Descoberta em 1542 por Diogo de Teive, a ilha das Flores tem no seu povoamento e depois no seu crescimento uma história ligada à religião, tendo sido uma ilha muito fértil em vocações religiosas, nomeadamente ao nível do ministério ordenado e vida consagrada.

Foto: Igreja Açores

Do ponto de vista organizativo, a sua estrutura assentou, primeiro em duas circunscrições eclesiásticas ou Ouvidorias: a de Santa Cruz e a das Lajes. Já há alguns anos que a Ilha só tem uma Ouvidoria constituída por um diácono e três padres, sendo um deles o moderador da equipa sacerdotal e Ouvidor.

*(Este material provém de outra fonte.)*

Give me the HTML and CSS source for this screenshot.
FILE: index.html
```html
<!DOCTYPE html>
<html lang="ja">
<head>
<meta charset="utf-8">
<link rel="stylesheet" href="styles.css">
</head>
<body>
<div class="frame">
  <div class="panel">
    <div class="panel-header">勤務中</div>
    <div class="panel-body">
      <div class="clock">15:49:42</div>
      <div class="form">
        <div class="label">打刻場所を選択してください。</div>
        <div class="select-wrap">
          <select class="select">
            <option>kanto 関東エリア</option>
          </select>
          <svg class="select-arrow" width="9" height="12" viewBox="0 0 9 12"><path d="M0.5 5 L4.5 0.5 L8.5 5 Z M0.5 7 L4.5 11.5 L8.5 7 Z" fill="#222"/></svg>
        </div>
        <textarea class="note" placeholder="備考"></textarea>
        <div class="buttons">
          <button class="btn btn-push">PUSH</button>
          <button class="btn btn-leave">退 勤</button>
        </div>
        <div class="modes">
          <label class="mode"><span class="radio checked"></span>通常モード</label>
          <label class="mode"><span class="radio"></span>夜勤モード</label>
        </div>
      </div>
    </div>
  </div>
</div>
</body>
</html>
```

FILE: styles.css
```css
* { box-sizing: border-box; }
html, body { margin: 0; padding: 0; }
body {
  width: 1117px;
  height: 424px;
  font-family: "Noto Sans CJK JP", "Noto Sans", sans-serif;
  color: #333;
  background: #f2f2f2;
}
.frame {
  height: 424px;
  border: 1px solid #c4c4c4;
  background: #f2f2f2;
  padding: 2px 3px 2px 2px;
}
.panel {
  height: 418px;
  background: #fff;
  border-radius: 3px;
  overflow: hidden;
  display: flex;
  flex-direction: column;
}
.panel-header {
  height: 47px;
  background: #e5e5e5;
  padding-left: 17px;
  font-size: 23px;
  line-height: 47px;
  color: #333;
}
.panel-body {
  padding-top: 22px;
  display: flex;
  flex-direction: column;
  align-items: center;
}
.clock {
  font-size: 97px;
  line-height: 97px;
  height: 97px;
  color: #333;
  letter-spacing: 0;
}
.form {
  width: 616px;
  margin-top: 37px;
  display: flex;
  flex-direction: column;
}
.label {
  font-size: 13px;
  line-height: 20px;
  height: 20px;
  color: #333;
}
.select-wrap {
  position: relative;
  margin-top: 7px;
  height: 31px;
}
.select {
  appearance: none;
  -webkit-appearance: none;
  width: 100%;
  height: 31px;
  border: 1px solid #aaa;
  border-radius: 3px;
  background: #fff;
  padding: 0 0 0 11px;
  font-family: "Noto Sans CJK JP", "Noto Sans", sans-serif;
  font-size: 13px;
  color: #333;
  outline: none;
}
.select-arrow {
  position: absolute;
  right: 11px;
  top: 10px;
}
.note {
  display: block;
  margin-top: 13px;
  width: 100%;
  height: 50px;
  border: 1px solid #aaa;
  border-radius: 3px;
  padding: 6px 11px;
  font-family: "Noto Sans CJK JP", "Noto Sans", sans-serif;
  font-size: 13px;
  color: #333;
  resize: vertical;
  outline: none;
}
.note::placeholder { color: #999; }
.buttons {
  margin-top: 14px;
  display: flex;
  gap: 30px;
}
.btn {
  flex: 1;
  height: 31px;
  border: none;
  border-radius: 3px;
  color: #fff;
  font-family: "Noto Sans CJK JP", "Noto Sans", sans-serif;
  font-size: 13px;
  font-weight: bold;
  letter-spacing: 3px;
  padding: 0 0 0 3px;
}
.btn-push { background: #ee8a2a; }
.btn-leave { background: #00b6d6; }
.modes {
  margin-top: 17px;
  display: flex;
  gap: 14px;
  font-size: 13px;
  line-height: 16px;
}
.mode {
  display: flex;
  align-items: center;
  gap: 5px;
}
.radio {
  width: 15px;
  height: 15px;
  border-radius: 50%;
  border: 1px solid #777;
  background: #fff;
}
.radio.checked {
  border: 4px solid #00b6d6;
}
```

A ilha tem 11 paróquias, divididas atualmente em três zonas pastorais: a Zona Pastoral de Santa Cruz, a das Lajes e das Fajãs.

Os padres trabalham “in solidum” e residem os três em Santa Cruz, mas cada um acompanha, sobretudo as paróquias da sua Zona Pastoral.

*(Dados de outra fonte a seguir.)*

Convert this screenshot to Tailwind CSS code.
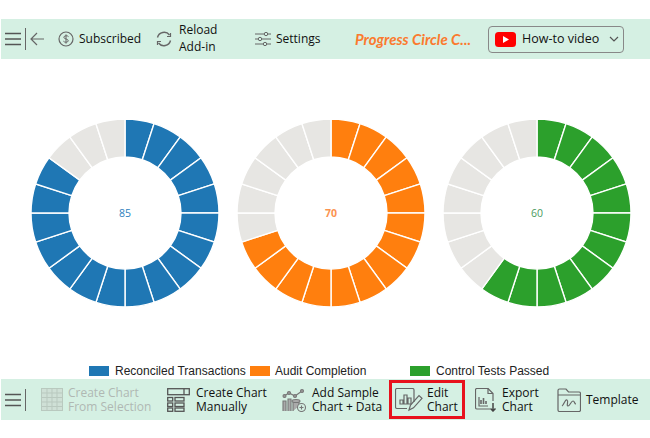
<!DOCTYPE html>
<html lang="en">
<head>
  <meta charset="UTF-8" />
  <title>Progress Circle Chart</title>
  <script src="https://cdn.jsdelivr.net/npm/@tailwindcss/browser@4"></script>
</head>
<body class="bg-white w-[650px] h-[438px] overflow-hidden font-['Open_Sans',sans-serif] text-[12px] leading-[14px] text-[#111]">

  <div class="h-[19px]"></div>

  <!-- Top toolbar -->
  <header class="ml-px h-[40px] bg-[#d5f0e3] flex items-center">
    <svg class="ml-1 w-[16px] h-[14px]" viewBox="0 0 16 14" fill="none" stroke="#555" stroke-width="1.6"><path d="M0 1.500h16M0 7h16M0 12.500h16"/></svg>
    <div class="ml-1 w-px h-[22px] bg-[#666]"></div>
    <svg class="ml-1 w-[14px] h-[14px]" viewBox="0 0 14 14" fill="none" stroke="#666" stroke-width="1.200"><path d="M14 7H1M7 1 1 7l6 6"/></svg>
    <svg class="ml-[14px] w-[16px] h-[16px]" viewBox="0 0 16 16" fill="none" stroke="#666" stroke-width="1.200"><circle cx="8" cy="8" r="7"/><path d="M10.500 5.600C10 4.600 6 4.200 5.800 6.200 5.700 8.300 10.400 7.600 10.300 9.900 10 11.800 6 11.400 5.400 10.200M8 3.400v9.200" stroke-width="1"/></svg>
    <span class="ml-[5px] w-[62px] whitespace-nowrap">Subscribed</span>
    <svg class="ml-[14px] w-[18px] h-[18px]" viewBox="0 0 18 18" fill="none" stroke="#666" stroke-width="1.400"><path d="M2.500 7.500A6.800 6.800 0 0 1 14.500 5M15.500 10.500A6.800 6.800 0 0 1 3.500 13"/><path d="M15.500 3v3.500H12M2.500 15v-3.500H6" stroke-width="1.200"/></svg>
    <span class="ml-[6px] w-[76px] leading-[17px] -mt-[3px]">Reload<br />Add-in</span>
    <svg class="w-[16px] h-[14px]" viewBox="0 0 16 14" fill="none" stroke="#666" stroke-width="1"><path d="M0 2h9M13 2h3M0 7h3M7 7h9M0 12h8M12 12h4"/><circle cx="11" cy="2" r="1.700"/><circle cx="5" cy="7" r="1.700"/><circle cx="10" cy="12" r="1.700"/></svg>
    <span class="ml-[5px] w-[45px] whitespace-nowrap">Settings</span>
    <span class="ml-[34px] w-[133px] font-['Lato',sans-serif] font-bold italic text-[15px] text-[#fb7a2e] whitespace-nowrap">Progress Circle C...</span>
    <div class="w-[136px] h-[27px] border border-[#888] rounded-[4px] flex items-center pl-[6px]">
      <svg class="w-[21px] h-[15px]" viewBox="0 0 21 15"><rect width="21" height="15" rx="3.500" fill="#f00"/><path d="M8 4v7l6-3.500z" fill="#fff"/></svg>
      <span class="ml-[6px] w-[87px] text-[12.5px] whitespace-nowrap">How-to video</span>
      <svg class="w-[10px] h-[6px]" viewBox="0 0 10 6" fill="none" stroke="#555" stroke-width="1.200"><path d="m1 1 4 4 4-4"/></svg>
    </div>
  </header>

  <!-- Progress circles -->
  <main class="h-[304px] pt-[59px] pl-[30px] flex gap-[16px]">
    <svg class="donut w-[190px] h-[190px]" data-value="85" data-color="#1f77b4" viewBox="-95 -95 190 190">
      <text class="font-['Open_Sans',sans-serif] text-[10.500px]" y="4" text-anchor="middle" fill="#2e7fbd">85</text>
    </svg>
    <svg class="donut w-[190px] h-[190px]" data-value="70" data-color="#ff7f0e" viewBox="-95 -95 190 190">
      <text class="font-['Open_Sans',sans-serif] font-bold text-[10.500px]" y="4" text-anchor="middle" fill="#fb9350">70</text>
    </svg>
    <svg class="donut w-[190px] h-[190px]" data-value="60" data-color="#2ca02c" viewBox="-95 -95 190 190">
      <text class="font-['Open_Sans',sans-serif] text-[10.500px]" y="4" text-anchor="middle" fill="#4a9a60">60</text>
    </svg>
  </main>

  <!-- Legend -->
  <div class="h-[16px] flex items-center font-['Liberation_Sans',sans-serif] text-[12px] text-[#222] whitespace-nowrap">
    <span class="ml-[89px] w-[20px] h-[10px] bg-[#1f77b4]"></span>
    <span class="ml-[6px] w-[135px]">Reconciled Transactions</span>
    <span class="w-[20px] h-[10px] bg-[#ff7f0e]"></span>
    <span class="ml-[5px] w-[135px]">Audit Completion</span>
    <span class="w-[20px] h-[10px] bg-[#2ca02c]"></span>
    <span class="ml-[6px]">Control Tests Passed</span>
  </div>

  <!-- Bottom toolbar -->
  <footer class="ml-px h-[41px] bg-[#d5f0e3] flex items-center">
    <svg class="ml-1 w-[16px] h-[14px]" viewBox="0 0 16 14" fill="none" stroke="#555" stroke-width="1.600"><path d="M0 1.500h16M0 7h16M0 12.500h16"/></svg>
    <div class="ml-1 w-px h-[22px] bg-[#666]"></div>

    <svg class="ml-[15px] w-[22px] h-[23px]" viewBox="0 0 22 23" fill="#cfe0d6" stroke="#b9c9bf" stroke-width="1"><rect x=".5" y=".5" width="21" height="22"/><path d="M.5 5h21M.5 9.500h21M.5 14h21M.5 18.500h21M6 .5v22M11 .5v22M16 .5v22" fill="none"/></svg>
    <span class="ml-[5px] w-[99px] mt-px whitespace-nowrap text-[#b0b8b3]">Create Chart<br />From Selection</span>

    <svg class="w-[23px] h-[24px]" viewBox="0 0 23 24" fill="none" stroke="#555" stroke-width="1.300"><rect x=".7" y=".7" width="21.600" height="6"/><path d="M17 .7v6"/><rect x=".7" y="9.500" width="5" height="3.500"/><rect x="8" y="9.500" width="9" height="3.500"/><rect x=".7" y="15" width="5" height="3.500"/><rect x="8" y="15" width="9" height="3.500"/><rect x=".7" y="20" width="5" height="3.300"/><rect x="8" y="20" width="9" height="3.300"/></svg>
    <span class="ml-[6px] w-[86px] mt-px whitespace-nowrap">Create Chart<br />Manually</span>

    <svg class="w-[24px] h-[24px]" viewBox="0 0 24 24" fill="none" stroke="#777" stroke-width="1.100"><path d="M2 8l5-3 6 3 7-5"/><circle cx="2.500" cy="8" r="1.500" fill="#999"/><circle cx="7" cy="5" r="1.500" fill="#999"/><circle cx="13" cy="8" r="1.500" fill="#999"/><circle cx="20" cy="3" r="1.500" fill="#999"/><path d="M1 23V13h3v10M6 23V11h3v12M11 23v-9h6v4" fill="#aaa"/><ellipse cx="14" cy="13" rx="4" ry="1.500" fill="#aaa"/><circle cx="19.500" cy="19.500" r="4" fill="#d5f0e3"/><path d="M19.500 17.500v4M17.500 19.500h4"/></svg>
    <span class="ml-[6px] w-[77px] mt-px whitespace-nowrap">Add Sample<br />Chart + Data</span>

    <div class="w-[76px] h-[39px] border-[3px] border-[#e8111c] flex items-center">
      <svg class="ml-[3px] w-[28px] h-[24px]" viewBox="0 0 28 24" fill="none" stroke="#666" stroke-width="1.200"><path d="M19 14V2a1.500 1.500 0 0 0-1.500-1.500H2A1.500 1.500 0 0 0 .5 2v17A1.500 1.500 0 0 0 2 20.500h10"/><path d="M5 16v-4h3v4zM9 16V7h3v9zM13 16v-6h3v6z"/><path d="M14 22l1.500-5L24 7.500l3 2.800-8.500 9.500z"/></svg>
      <span class="ml-[4px] w-[33px] mt-px">Edit<br />Chart</span>
    </div>

    <svg class="ml-[10px] w-[22px] h-[24px]" viewBox="0 0 22 24" fill="none" stroke="#666" stroke-width="1.200"><path d="M15 21H2a1.500 1.500 0 0 1-1.500-1.500v-18A1.500 1.500 0 0 1 2 .5h11l5 5V13"/><path d="M13 .5v5h5M4 9v9h9"/><path d="M6 16v-4M8.500 16v-6M11 16v-3" stroke-width="1.600"/><path d="M18 15v8M15.500 20.500 18 23l2.500-2.500" stroke="#444" stroke-width="1.500"/></svg>
    <span class="ml-[5px] w-[55px] mt-px">Export<br />Chart</span>

    <svg class="w-[24px] h-[24px]" viewBox="0 0 24 24" fill="none" stroke="#666" stroke-width="1.200"><path d="M1 22V2.500A1.500 1.500 0 0 1 2.500 1H9l2.500 3H22a1.500 1.500 0 0 1 1.500 1.500V22a1.500 1.500 0 0 1-1.500 1.500H2.500A1.500 1.500 0 0 1 1 22zM1 7h22.500"/><path d="M5 18c2-1 3-7 5-6s-1 6 1 6 3-5 5-5 1 3 3 3"/></svg>
    <span class="ml-[5px] mt-px">Template</span>
  </footer>

  <script>
    // 20 wedges per ring, filled clockwise from 12 o'clock
    const rOuter = 94, rInner = 56, step = 18;

    function wedge(i) {
      const a0 = (i * step - 90) * Math.PI / 180;
      const a1 = ((i + 1) * step - 90) * Math.PI / 180;
      const p = (r, a) => (r * Math.cos(a)).toFixed(2) + " " + (r * Math.sin(a)).toFixed(2);
      return "M" + p(rOuter, a0) + "A" + rOuter + " " + rOuter + " 0 0 1 " + p(rOuter, a1) +
        "L" + p(rInner, a1) + "A" + rInner + " " + rInner + " 0 0 0 " + p(rInner, a0) + "Z";
    }

    document.querySelectorAll(".donut").forEach(svg => {
      const filled = Math.round(Number(svg.dataset.value) / 5);
      for (let i = 0; i < 20; i++) {
        const path = document.createElementNS("http://www.w3.org/2000/svg", "path");
        path.setAttribute("d", wedge(i));
        path.setAttribute("fill", i < filled ? svg.dataset.color : "#e7e6e3");
        path.setAttribute("stroke", "#fff");
        path.setAttribute("stroke-width", "1.4");
        svg.insertBefore(path, svg.querySelector("text"));
      }
    });
  </script>
</body>
</html>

Existe o Conselho Pastoral de Ouvidoria com cerca de trinta elementos, que refletem sobre a realidade da Ilha, que é presidido por um Leigo, recentemente eleito no plenário do mesmo Conselho, o que acontece pela primeira vez.

A ouvidoria das Flores tem uma Escola de Formação de leigos designada “Raízes de Esperança”: Cultura, Espiritualidade e Formação. Na orgânica da Ilha há Serviços ligados à Pastoral da Palavra, Celebração e à Pastoral Social.

Nesta ilha, tal como nas demais ilhas do arquipélago que formam a diocese, é grande a presença e organização da religiosidade popular nos fenómenos locais do culto a Cristo Sofredor (Santo Cristo) a Maria, aos Santos Padroeiros, o Culto ou devoção aos defuntos e sobretudo ao Espírito Santo. Existem 27 Impérios ou Irmandades.

Das diferentes auscultações resulta ainda uma Igreja centrada no ministério ordenado, embora no desenvolvimento do laboratório da sinodalidade se chame a atenção para o estímulo dos leigos na corresponsabilidade de tarefas, entre as quais dotar as paróquias de conselhos económicos.

Outra das conclusões é a chegada do fenómeno do secularismo que na ilha se traduz de diferentes formas, seja pela indiferença em relação à prática religiosa, seja pelo aparecimento de novas espiritualidades, do catolicismo popular ou ainda a presença de outras confissões cristãs ou até mesmo seitas, o que faz com que o religioso já não se situe no centro da vida das pessoas e da Ilha.